古事記

前から薄々感じていたことです。
以前に、今時の高校生は、「金太郎さん」の昔話を知らないって内容を書きました。
そういえば、中学で講師やっていたころ、同僚の先生が嘆いていました。今どきの中学生は、「かぐや姫」の話を知らないって。その先生に乞われて、うちの息子ABが愛読した絵本「かぐや姫」をお貸しました。授業中に先生が絵本を読み聞かせしたとのことです。
これはある意味由々しき問題だと思っています。


先日、高校生に、評論文の中に数行登場する、「古事記」の中の「イザナキが死んだイザナミを追って黄泉の国まで訪れた話」を知っているかと聞いたら、なんと、全滅!だ〜れも知らないって、おかしくないか?
現代文の教科書を読んでいて常々感じるのは、今時の高校生には、その手の「知ってて当然」という基礎的教養部分が極端に薄いってことです。おそらくこの教科書を編纂した方々も、古事記の中のこの一節くらいは、日本全国の高校生の良い子のみんな、知ってるはずだよね・・・という前提だったんじゃないっすか?
現代国語でこれだけ感じるんだから、歴史とか地理とか古典を教える先生なんか、もっと痛切に感じていると思います。


この手の知識というか常識(かぐや姫古事記など)って、いつ身に付けるものなのか知りませんが、恐らくは子供のころ、寝物語で聞かされたりして育っていくものなのでは?
今時のお父さんやお母さんは、子どもに昔話を話してやる暇がないほど忙しいのか?
それとも、今時は「かぐや姫」や「金太郎さん」や「古事記」は、内容が古すぎて絵本自体が出版されなくなっているのか?
それとも、今時の高校生の親(ナンチャッテの世代ですが・・・・)自体が、昔話を知らずに育ってきたのか?
一番好意的な解釈をすると、「んなこと(イザナミの話)、知ってて当然だろ〜が。

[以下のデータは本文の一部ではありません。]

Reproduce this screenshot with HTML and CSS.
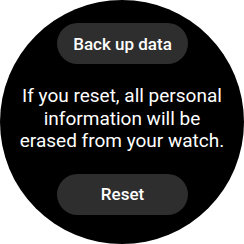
FILE: index.html
```html
<!DOCTYPE html>
<html>
<head>
<meta charset="utf-8">
<link rel="stylesheet" href="styles.css">
</head>
<body>
<div class="watch">
  <button class="pill">Back up data</button>
  <p class="msg">If you reset, all personal<br>information will be<br>erased from your watch.</p>
  <button class="pill">Reset</button>
</div>
</body>
</html>
```
FILE: styles.css
```css
html, body {
  margin: 0;
  padding: 0;
  background: #ffffff;
}
.watch {
  width: 244px;
  height: 244px;
  border-radius: 50%;
  background: #000000;
  display: flex;
  flex-direction: column;
  align-items: center;
  padding-top: 23px;
  box-sizing: border-box;
  font-family: Roboto, "Noto Sans", sans-serif;
  color: #ffffff;
}
.pill {
  width: 131px;
  height: 41px;
  border: none;
  border-radius: 21px;
  background: #2e2e2e;
  color: #ffffff;
  font-family: Roboto, sans-serif;
  font-weight: 500;
  font-size: 17px;
  padding: 0;
  margin-left: 1px;
  flex-shrink: 0;
}
.msg {
  margin: 21px 0 0 0;
  white-space: nowrap;
  text-align: center;
  font-size: 19px;
  line-height: 22.5px;
}
.msg + .pill {
  margin-top: 21px;
}
```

いちいち馬鹿らしくて手なんか挙げられっかよ〜」だったのか?


「馬鹿らしくて手なんかあげられっかよ〜」でついこのあいだ息子Aから聞いた話を思い出しました。
大学での授業中、先生が生徒たちに、いくつかの飛行機の写真をみせて、この機体の名前を知っているか、という質問をしたそうです。たとえばYS11とかボーイング747ダッシュ400とか。生徒うちの何人かが手を挙げて答えました。
ところが、先生がコンコルドの写真を見せたときは、息子A以外の誰も手を挙げなくて、当然息子Aが答えることになりました。
コンコルドですっ」
この場合の誰も手を挙げないシチュエーションは、(そんなの全員知ってるんだから、先生も質問すんなよな〜)みたいな空気だったのでしょう。それを読みきれなかった息子Aは、この授業のあとで、知らない生徒からも
「ああ、あのコンコルドの人か〜」
と呼ばれるようになったとか。息子は、「もう二度と手を挙げないっ」といっていました。(トホホな体験したんだね・・・こういうのがトラウマになるってやつか?)


しか〜し、「イザナミ」に関しては、どうもそんな空気ではなかった。
本気モードで知らなかったはず。
国語の教師として、言わせていただきたい。
とりあえず小学校くらいの教科書には、小難しい説明文とか突飛なストーリー(夢オチみたいな)の新作物語とかじゃなくて、日本人なら知っていて欲しい・・・中学や高校の内容に繋がるような内容を入れて欲しいです。